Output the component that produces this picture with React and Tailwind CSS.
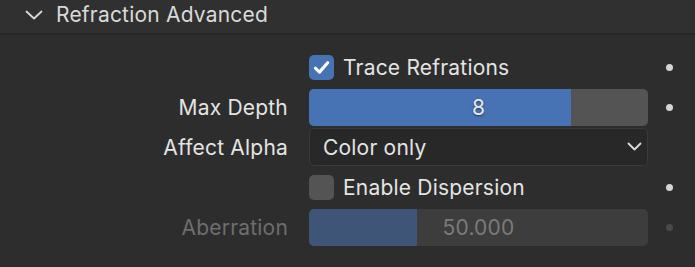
import React from "react";

function Dot({ dim }) {
    return (
        <div className="flex w-[42px] shrink-0 justify-center">
            <span className={`block h-[7px] w-[7px] rounded-full ${dim ? "bg-[#4a4a4a]" : "bg-[#d4d4d4]"}`} />
        </div>
    );
}

function Row({ label, dim, children, dot = true, dotDim }) {
    return (
        <div className="flex h-10 items-center">
            <div className={`w-[288px] shrink-0 pr-0 text-right ${dim ? "text-[#6e6e6e]" : "text-[#e4e4e4]"}`}>
                {label}
            </div>
            <div className="ml-[21px] w-[339px] shrink-0">{children}</div>
            {dot ? <Dot dim={dotDim} /> : null}
        </div>
    );
}

function Slider({ value, fraction, dim }) {
    return (
        <div
            className={`relative flex h-[37px] items-center justify-center overflow-hidden rounded-[5px] ${
                dim ? "bg-[#3d3d3d]" : "bg-[#545454]"
            }`}
        >
            <div
                className={`absolute inset-y-0 left-0 ${dim ? "bg-[#3f5577]" : "bg-[#4772b3]"}`}
                style={{ width: `${fraction * 100}%` }}
            />
            <span
                className={`relative ${dim ? "text-[#7a7a7a]" : "text-[#e8e8e8] [text-shadow:0_1px_2px_rgba(0,0,0,0.5)]"}`}
            >
                {value}
            </span>
        </div>
    );
}

function Checkbox({ checked, label }) {
    return (
        <div className="flex items-center gap-[9px]">
            <div
                className={`flex h-[25px] w-[25px] items-center justify-center rounded-[5px] ${
                    checked ? "bg-[#4772b3]" : "bg-[#545454]"
                }`}
            >
                {checked ? (
                    <svg width="19" height="19" viewBox="0 0 16 16" fill="none">
                        <path d="M2.8 8.6 L6.3 11.9 L13.2 4" stroke="#ffffff" strokeWidth="2.6" strokeLinecap="round" strokeLinejoin="round" />
                    </svg>
                ) : null}
            </div>
            <span className="text-[#e4e4e4]">{label}</span>
        </div>
    );
}

export default function App() {
    return (
        <div className="h-[267px] w-[695px] overflow-hidden bg-[#2d2d2d] text-[21px] tracking-[0.2px] leading-none font-['Inter',sans-serif]">
            <div className="flex h-[35px] items-center border-b-2 border-[#262626] bg-[#303030] pb-[4px]">
                <svg className="ml-[25px]" width="18" height="10" viewBox="0 0 18 10" fill="none">
                    <path d="M1.5 1.5 L9 8.5 L16.5 1.5" stroke="#d8d8d8" strokeWidth="1.8" strokeLinecap="round" strokeLinejoin="round" />
                </svg>
                <span className="ml-[13px] text-[#dadada]">Refraction Advanced</span>
            </div>
            <div className="pt-[12px]">
                <Row label="">
                    <Checkbox checked label="Trace Refrations" />
                </Row>
                <Row label="Max Depth">
                    <Slider value="8" fraction={0.773} />
                </Row>
                <Row label="Affect Alpha" dot={false}>
                    <div className="flex h-[38px] items-center justify-between rounded-[5px] border border-[#3a3a3a] bg-[#282828] pl-[13px] pr-[5px]">
                        <span className="text-[#e4e4e4]">Color only</span>
                        <svg width="15" height="10" viewBox="0 0 15 10" fill="none">
                            <path d="M1.5 1.5 L7.5 7.5 L13.5 1.5" stroke="#dcdcdc" strokeWidth="1.8" strokeLinecap="round" strokeLinejoin="round" />
                        </svg>
                    </div>
                </Row>
                <Row label="">
                    <Checkbox label="Enable Dispersion" />
                </Row>
                <Row label="Aberration" dim dotDim>
                    <Slider value="50.000" fraction={0.32} dim />
                </Row>
            </div>
        </div>
    );
}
□ □ □ □ □
The required output is the number of lines containing the word "React", and nothing besides.

- The response
2